2024/11/19 10:09:51 来源：https://blog.csdn.net/sinat_30618203/article/details/141069729 浏览: 次关键词：[MAE] Masked Autoencoders Are Scalable Vision Learners

1、目的

NLP领域的自监督预训练非常成功，CV领域可以参考其masked autoencoding方法。主要挑战有：

1）CNN不会直接用mask tokens或者positional embeddings，而是在规则网格上运算 -> Vision Transformers (ViT)

2）Language是人为创造的，在语义和信息上非常密集，即便只训练模型预测一个句子中的个别缺失的单词，也能学到有用的信息；而图像则有极大的空间冗余，只用相邻图像块，而无需高级语义理解，就可以进行图像复原 -> 随机遮挡大量的patch

3）decoder很大程度上决定了学到的latent representation的semantic level

asymmetric encoder-decoder

1）masking

a）non-overlapping patches

b）random sampling (uniform distribution)

c）high masking ratio (75%；减小了redundancy，避免了从visible neighboring patches中推断出内容)

2）encoder

a）ViT (transformer blocks + positional embedding)

b）只用visible patches作为输入，不用mask tokens。
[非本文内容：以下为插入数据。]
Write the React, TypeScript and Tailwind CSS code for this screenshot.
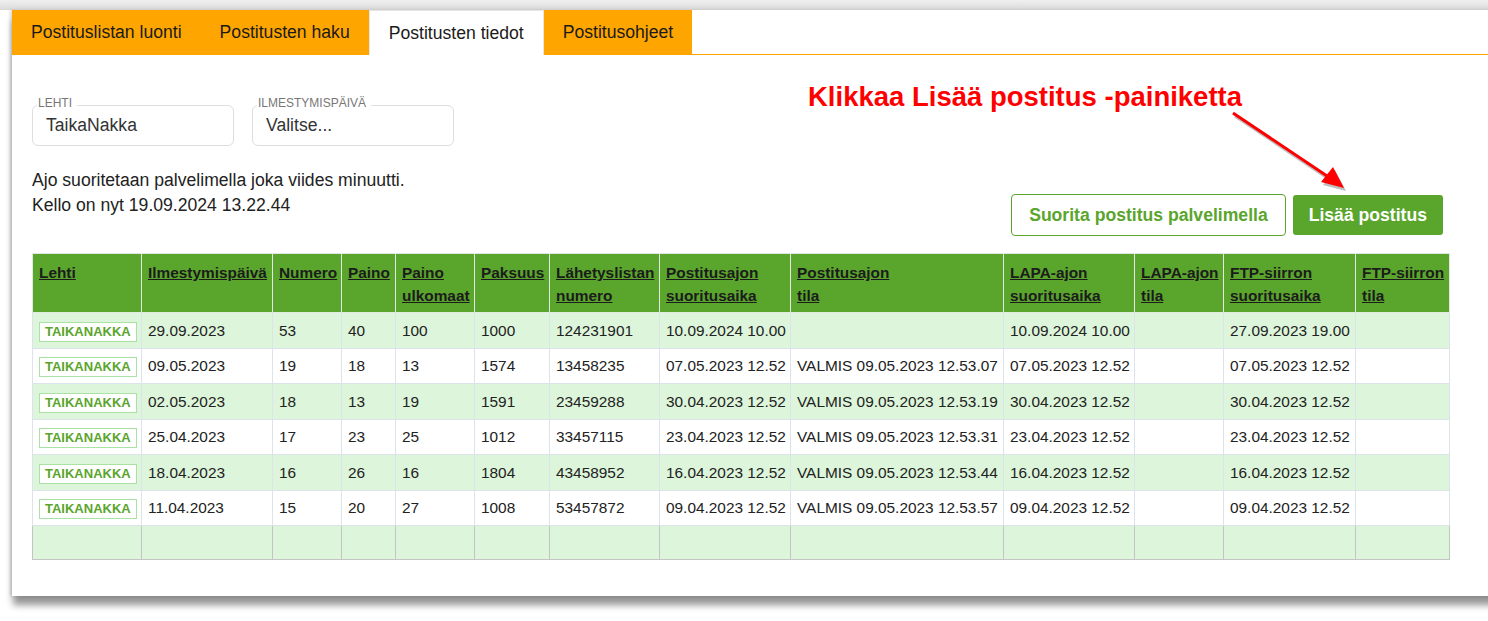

极大地减少了预训练时间（3x），减少了存储消耗

3）decoder

a）lightweight；Transformer blocks + positional embeddings

b）同时用latent representation和mask tokens作为输入

4）reconstruction target

a）decoder的最后一层的channel数 = patch pixel数目

each element in the output is a vector of pixel values representing a patch

b）只在masked patches上计算MSE loss

c）以patch为单位对pixel进行normalize可以提升representation quality